** Start **

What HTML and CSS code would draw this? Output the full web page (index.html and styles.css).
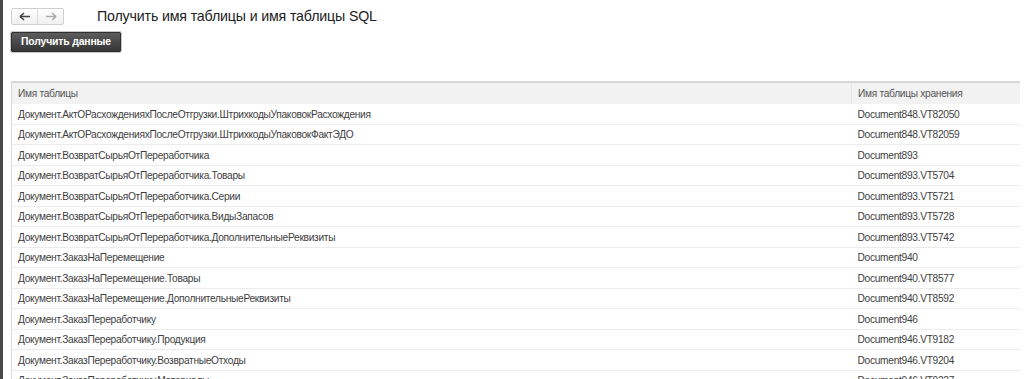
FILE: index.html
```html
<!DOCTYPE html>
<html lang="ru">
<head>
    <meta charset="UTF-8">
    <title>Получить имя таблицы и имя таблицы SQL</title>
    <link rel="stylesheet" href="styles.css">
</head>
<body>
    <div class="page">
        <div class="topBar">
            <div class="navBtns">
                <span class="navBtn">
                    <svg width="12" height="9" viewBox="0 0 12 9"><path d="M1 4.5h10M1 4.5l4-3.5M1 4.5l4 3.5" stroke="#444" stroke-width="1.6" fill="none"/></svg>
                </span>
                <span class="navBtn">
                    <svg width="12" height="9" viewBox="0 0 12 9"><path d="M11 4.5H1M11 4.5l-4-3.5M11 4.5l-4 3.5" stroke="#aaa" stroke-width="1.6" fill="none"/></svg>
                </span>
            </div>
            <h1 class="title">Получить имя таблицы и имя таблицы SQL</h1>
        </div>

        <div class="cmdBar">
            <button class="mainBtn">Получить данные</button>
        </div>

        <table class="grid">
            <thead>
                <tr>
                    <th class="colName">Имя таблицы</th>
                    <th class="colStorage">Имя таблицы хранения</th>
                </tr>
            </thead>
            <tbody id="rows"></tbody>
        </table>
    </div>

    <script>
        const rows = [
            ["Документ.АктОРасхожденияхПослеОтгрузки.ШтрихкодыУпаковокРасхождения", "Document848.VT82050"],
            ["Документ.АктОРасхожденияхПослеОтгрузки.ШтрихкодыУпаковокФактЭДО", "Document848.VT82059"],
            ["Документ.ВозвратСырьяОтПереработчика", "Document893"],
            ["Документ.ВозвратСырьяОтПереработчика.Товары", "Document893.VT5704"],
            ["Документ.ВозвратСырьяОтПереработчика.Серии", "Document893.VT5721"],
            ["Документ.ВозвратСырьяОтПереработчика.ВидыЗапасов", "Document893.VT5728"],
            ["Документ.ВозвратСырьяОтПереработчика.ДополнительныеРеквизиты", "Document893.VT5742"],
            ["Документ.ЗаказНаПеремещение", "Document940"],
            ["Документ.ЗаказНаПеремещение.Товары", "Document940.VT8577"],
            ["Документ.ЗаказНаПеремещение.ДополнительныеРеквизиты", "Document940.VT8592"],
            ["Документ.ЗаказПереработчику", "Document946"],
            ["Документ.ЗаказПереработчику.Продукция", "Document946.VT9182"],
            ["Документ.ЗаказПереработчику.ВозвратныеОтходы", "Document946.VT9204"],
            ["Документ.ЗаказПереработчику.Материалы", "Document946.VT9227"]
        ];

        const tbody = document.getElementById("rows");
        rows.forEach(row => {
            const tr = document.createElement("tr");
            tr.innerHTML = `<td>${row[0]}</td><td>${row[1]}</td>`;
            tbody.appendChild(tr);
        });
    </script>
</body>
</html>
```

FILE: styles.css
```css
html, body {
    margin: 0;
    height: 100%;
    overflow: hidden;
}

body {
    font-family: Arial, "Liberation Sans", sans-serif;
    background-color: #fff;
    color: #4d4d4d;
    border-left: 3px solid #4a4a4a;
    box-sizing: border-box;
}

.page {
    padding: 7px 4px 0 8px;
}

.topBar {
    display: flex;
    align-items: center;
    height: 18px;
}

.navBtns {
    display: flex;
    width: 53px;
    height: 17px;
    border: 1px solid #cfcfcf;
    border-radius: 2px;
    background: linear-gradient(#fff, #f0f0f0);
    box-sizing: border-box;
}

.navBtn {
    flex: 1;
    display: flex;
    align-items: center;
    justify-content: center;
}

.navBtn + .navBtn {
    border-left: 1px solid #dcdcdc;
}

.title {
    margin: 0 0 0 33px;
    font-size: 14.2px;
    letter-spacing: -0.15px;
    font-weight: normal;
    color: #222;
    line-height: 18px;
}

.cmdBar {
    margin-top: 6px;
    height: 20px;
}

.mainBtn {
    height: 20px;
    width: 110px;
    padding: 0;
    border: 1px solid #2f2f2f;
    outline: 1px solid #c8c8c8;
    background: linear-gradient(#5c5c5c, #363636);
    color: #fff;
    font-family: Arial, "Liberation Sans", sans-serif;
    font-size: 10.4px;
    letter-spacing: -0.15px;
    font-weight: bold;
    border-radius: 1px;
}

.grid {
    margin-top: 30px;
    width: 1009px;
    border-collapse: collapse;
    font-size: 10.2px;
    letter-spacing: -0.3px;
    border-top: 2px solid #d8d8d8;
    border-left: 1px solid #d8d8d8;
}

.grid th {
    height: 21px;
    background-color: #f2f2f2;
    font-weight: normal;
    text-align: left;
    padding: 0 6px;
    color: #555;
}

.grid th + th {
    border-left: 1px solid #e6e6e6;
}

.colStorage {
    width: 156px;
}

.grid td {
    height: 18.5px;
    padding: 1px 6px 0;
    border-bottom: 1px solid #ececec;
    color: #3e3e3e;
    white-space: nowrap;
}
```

** End **

_THE EXERCISE_:
Leave out the pictures and transcribe everything else exactly.

_REPLY TO THE TASK_:
What HTML and CSS code would draw this? Output the full web page (index.html and styles.css).
FILE: index.html
```html
<!DOCTYPE html>
<html lang="ru">
<head>
    <meta charset="UTF-8">
    <title>Получить имя таблицы и имя таблицы SQL</title>
    <link rel="stylesheet" href="styles.css">
</head>
<body>
    <div class="page">
        <div class="topBar">
            <div class="navBtns">
                <span class="navBtn">
                    <svg width="12" height="9" viewBox="0 0 12 9"><path d="M1 4.5h10M1 4.5l4-3.5M1 4.5l4 3.5" stroke="#444" stroke-width="1.6" fill="none"/></svg>
                </span>
                <span class="navBtn">
                    <svg width="12" height="9" viewBox="0 0 12 9"><path d="M11 4.5H1M11 4.5l-4-3.5M11 4.5l-4 3.5" stroke="#aaa" stroke-width="1.6" fill="none"/></svg>
                </span>
            </div>
            <h1 class="title">Получить имя таблицы и имя таблицы SQL</h1>
        </div>

        <div class="cmdBar">
            <button class="mainBtn">Получить данные</button>
        </div>

        <table class="grid">
            <thead>
                <tr>
                    <th class="colName">Имя таблицы</th>
                    <th class="colStorage">Имя таблицы хранения</th>
                </tr>
            </thead>
            <tbody id="rows"></tbody>
        </table>
    </div>

    <script>
        const rows = [
            ["Документ.АктОРасхожденияхПослеОтгрузки.ШтрихкодыУпаковокРасхождения", "Document848.VT82050"],
            ["Документ.АктОРасхожденияхПослеОтгрузки.ШтрихкодыУпаковокФактЭДО", "Document848.VT82059"],
            ["Документ.ВозвратСырьяОтПереработчика", "Document893"],
            ["Документ.ВозвратСырьяОтПереработчика.Товары", "Document893.VT5704"],
            ["Документ.ВозвратСырьяОтПереработчика.Серии", "Document893.VT5721"],
            ["Документ.ВозвратСырьяОтПереработчика.ВидыЗапасов", "Document893.VT5728"],
            ["Документ.ВозвратСырьяОтПереработчика.ДополнительныеРеквизиты", "Document893.VT5742"],
            ["Документ.ЗаказНаПеремещение", "Document940"],
            ["Документ.ЗаказНаПеремещение.Товары", "Document940.VT8577"],
            ["Документ.ЗаказНаПеремещение.ДополнительныеРеквизиты", "Document940.VT8592"],
            ["Документ.ЗаказПереработчику", "Document946"],
            ["Документ.ЗаказПереработчику.Продукция", "Document946.VT9182"],
            ["Документ.ЗаказПереработчику.ВозвратныеОтходы", "Document946.VT9204"],
            ["Документ.ЗаказПереработчику.Материалы", "Document946.VT9227"]
        ];

        const tbody = document.getElementById("rows");
        rows.forEach(row => {
            const tr = document.createElement("tr");
            tr.innerHTML = `<td>${row[0]}</td><td>${row[1]}</td>`;
            tbody.appendChild(tr);
        });
    </script>
</body>
</html>
```

FILE: styles.css
```css
html, body {
    margin: 0;
    height: 100%;
    overflow: hidden;
}

body {
    font-family: Arial, "Liberation Sans", sans-serif;
    background-color: #fff;
    color: #4d4d4d;
    border-left: 3px solid #4a4a4a;
    box-sizing: border-box;
}

.page {
    padding: 7px 4px 0 8px;
}

.topBar {
    display: flex;
    align-items: center;
    height: 18px;
}

.navBtns {
    display: flex;
    width: 53px;
    height: 17px;
    border: 1px solid #cfcfcf;
    border-radius: 2px;
    background: linear-gradient(#fff, #f0f0f0);
    box-sizing: border-box;
}

.navBtn {
    flex: 1;
    display: flex;
    align-items: center;
    justify-content: center;
}

.navBtn + .navBtn {
    border-left: 1px solid #dcdcdc;
}

.title {
    margin: 0 0 0 33px;
    font-size: 14.2px;
    letter-spacing: -0.15px;
    font-weight: normal;
    color: #222;
    line-height: 18px;
}

.cmdBar {
    margin-top: 6px;
    height: 20px;
}

.mainBtn {
    height: 20px;
    width: 110px;
    padding: 0;
    border: 1px solid #2f2f2f;
    outline: 1px solid #c8c8c8;
    background: linear-gradient(#5c5c5c, #363636);
    color: #fff;
    font-family: Arial, "Liberation Sans", sans-serif;
    font-size: 10.4px;
    letter-spacing: -0.15px;
    font-weight: bold;
    border-radius: 1px;
}

.grid {
    margin-top: 30px;
    width: 1009px;
    border-collapse: collapse;
    font-size: 10.2px;
    letter-spacing: -0.3px;
    border-top: 2px solid #d8d8d8;
    border-left: 1px solid #d8d8d8;
}

.grid th {
    height: 21px;
    background-color: #f2f2f2;
    font-weight: normal;
    text-align: left;
    padding: 0 6px;
    color: #555;
}

.grid th + th {
    border-left: 1px solid #e6e6e6;
}

.colStorage {
    width: 156px;
}

.grid td {
    height: 18.5px;
    padding: 1px 6px 0;
    border-bottom: 1px solid #ececec;
    color: #3e3e3e;
    white-space: nowrap;
}
```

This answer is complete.